The idea of a shell-less sphere
In most familiar astronomical settings, gravitational cores gradually accumulate surrounding matter. Over time, dust and debris form a shell that grows outward, producing the planets, stars, and other bodies we observe. However, PEI’s framework does not assume that accretion is inevitable or universal.
Instead, accretion depends on environmental availability. If a gravitational core is ejected or formed in a region of space where dust and debris are scarce—such as intergalactic voids or highly evacuated cosmic regions—then the core may have nothing substantial to accrete. In such a case, the body remains in a near-pure state: a sphere defined almost entirely by its internal generative structure.
These are what PEI refers to conceptually as core-only spheres.
Why such objects follow naturally from the theory
Within the PEI framework:
Gravity is generated by the core, not by the shell.
Accretion does not amplify gravitational strength; it only increases radius.
Growth is therefore contingent, not guaranteed.
From these premises, it follows logically that a gravitational core does not require surrounding mass in order to exist or function. The shell is a consequence of circumstance, not a prerequisite for gravity.
If a core is isolated from available matter, it will:
continue to generate gravity,
remain compact,
and exhibit gravitational influence without significant visible mass.
The theory therefore predicts that shell-less or minimally shelled gravitational spheres should exist wherever environmental conditions prevent accretion.
How this differs from conventional expectations
Traditional gravitational thinking often equates gravitational presence with visible mass. A strong gravitational influence is expected to correspond to a large or dense accumulation of matter. In contrast, PEI’s framework allows for a different possibility: objects whose gravitational influence is not matched by their visible size or mass.
Such spheres would not be “failed planets” or “unfinished stars.” They would be complete objects in their own right—fully formed gravitational sources that simply never acquired a shell.
Observational implications
If core-only spheres exist, they may be:
difficult to detect optically,
weak or absent in electromagnetic signatures,
but dynamically influential through gravitational effects.
Their presence might be inferred indirectly—through unexplained motions, lensing anomalies, or localized gravitational effects where little visible matter appears to exist. PEI’s framework suggests that such observations should not automatically be attributed to missing mass or measurement error, but could instead point to unaccreted gravitational cores.
A broader cosmological implication
The prediction of core-only spheres reinforces one of PEI’s central ideas: mass accumulation is an ongoing and conditional process, not a universal outcome. Cosmic structure is shaped not only by intrinsic generative capacity, but also by environment. Where matter is abundant, shells grow. Where matter is scarce, cores remain exposed.

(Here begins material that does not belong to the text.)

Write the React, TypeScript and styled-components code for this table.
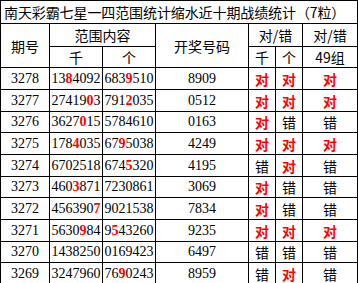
import React from 'react';
import styled, { createGlobalStyle } from 'styled-components';

interface Row {
  issue: string;
  thousands: string;
  thousandsHit: number;
  units: string;
  unitsHit: number;
  draw: string;
  results: [boolean, boolean, boolean];
}

const rows: Row[] = [
  { issue: '3278', thousands: '1384092', thousandsHit: 2, units: '6839510', unitsHit: 3, draw: '8909', results: [true, true, true] },
  { issue: '3277', thousands: '2741903', thousandsHit: 5, units: '7912035', unitsHit: 3, draw: '0512', results: [true, true, true] },
  { issue: '3276', thousands: '3627015', thousandsHit: 4, units: '5784610', unitsHit: -1, draw: '0163', results: [true, false, false] },
  { issue: '3275', thousands: '1784035', thousandsHit: 3, units: '6795038', unitsHit: 2, draw: '4249', results: [true, true, true] },
  { issue: '3274', thousands: '6702518', thousandsHit: -1, units: '6745320', unitsHit: 3, draw: '4195', results: [false, true, false] },
  { issue: '3273', thousands: '4603871', thousandsHit: 3, units: '7230861', unitsHit: -1, draw: '3069', results: [true, false, false] },
  { issue: '3272', thousands: '4563907', thousandsHit: 6, units: '9021538', unitsHit: -1, draw: '7834', results: [true, false, false] },
  { issue: '3271', thousands: '5630984', thousandsHit: 4, units: '9543260', unitsHit: 1, draw: '9235', results: [true, true, true] },
  { issue: '3270', thousands: '1438250', thousandsHit: -1, units: '0169423', unitsHit: -1, draw: '6497', results: [false, false, false] },
  { issue: '3269', thousands: '3247960', thousandsHit: -1, units: '7690243', unitsHit: 2, draw: '8959', results: [false, true, false] },
];

const GlobalStyle = createGlobalStyle`
  html, body {
    margin: 0;
    padding: 0;
    background: #fff;
  }
`;

const Table = styled.table`
  width: 357px;
  table-layout: fixed;
  border-collapse: collapse;
  color: #000;
  font-family: "Noto Sans CJK SC", sans-serif;
  font-size: 14px;
`;

const Cell = styled.td<{ $align?: 'left' | 'center' }>`
  border: 1px solid #000;
  padding: 0;
  text-align: ${props => props.$align || 'center'};
  vertical-align: middle;
  white-space: nowrap;
  overflow: hidden;
  line-height: 1;
`;

const TitleCell = styled(Cell)`
  padding-left: 3px;
  letter-spacing: -0.1px;
`;

const NumCell = styled(Cell)`
  font-family: "Liberation Serif", "Times New Roman", serif;
  font-size: 14px;
`;

const Hit = styled.span`
  color: #f00;
  font-weight: bold;
`;

const Mark = styled.span<{ $ok: boolean }>`
  color: ${props => (props.$ok ? '#f00' : '#000')};
  font-weight: ${props => (props.$ok ? 'bold' : 'normal')};
`;

const TableRow = styled.tr<{ $h: number }>`
  height: ${props => props.$h}px;
`;

const Digits: React.FC<{ value: string; hit: number }> = ({ value, hit }) => (
  <>
    {value.split('').map((d, i) => (i === hit ? <Hit key={i}>{d}</Hit> : <span key={i}>{d}</span>))}
  </>
);

const rowHeights = [22, 22, 21, 22, 22, 21, 22, 22, 21, 22];

const App: React.FC = () => {
  return (
    <>
      <GlobalStyle />
      <Table>
        <colgroup>
          <col style={{ width: 49 }} />
          <col style={{ width: 53 }} />
          <col style={{ width: 53 }} />
          <col style={{ width: 93 }} />
          <col style={{ width: 27 }} />
          <col style={{ width: 27 }} />
          <col style={{ width: 55 }} />
        </colgroup>
        <tbody>
          <TableRow $h={23}>
            <TitleCell colSpan={7} $align="left">南天彩霸七星一四范围统计缩水近十期战绩统计（7粒）</TitleCell>
          </TableRow>
          <TableRow $h={23}>
            <Cell rowSpan={2}>期号</Cell>
            <Cell colSpan={2}>范围内容</Cell>
            <Cell rowSpan={2}>开奖号码</Cell>
            <Cell colSpan={2}>对/错</Cell>
            <Cell>对/错</Cell>
          </TableRow>
          <TableRow $h={21}>
            <Cell>千</Cell>
            <Cell>个</Cell>
            <Cell>千</Cell>
            <Cell>个</Cell>
            <Cell>49组</Cell>
          </TableRow>
          {rows.map((r, i) => (
            <TableRow key={r.issue} $h={rowHeights[i]}>
              <NumCell>{r.issue}</NumCell>
              <NumCell><Digits value={r.thousands} hit={r.thousandsHit} /></NumCell>
              <NumCell><Digits value={r.units} hit={r.unitsHit} /></NumCell>
              <NumCell>{r.draw}</NumCell>
              {r.results.map((ok, j) => (
                <Cell key={j}><Mark $ok={ok}>{ok ? '对' : '错'}</Mark></Cell>
              ))}
            </TableRow>
          ))}
        </tbody>
      </Table>
    </>
  );
};

export default App;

This introduces a richer and more diverse picture of the universe—one in which gravitational objects exist along a spectrum, from fully accreted bodies to nearly pure cores.
A prediction, not a claim
PEI does not assert that such spheres have already been identified. Rather, their existence emerges as a theoretical prediction of a core-sourced gravity framework. Whether future observations support or refute this idea remains an open question.
What matters at this stage is conceptual clarity. If gravity originates from an internal generative structure and accretion is environmentally limited, then shell-less gravitational spheres are not exotic exceptions—they are a natural consequence.
Exploring this possibility is part of PEI’s broader commitment to foundational inquiry: asking not only how the universe behaves, but how else it might coherently be understood.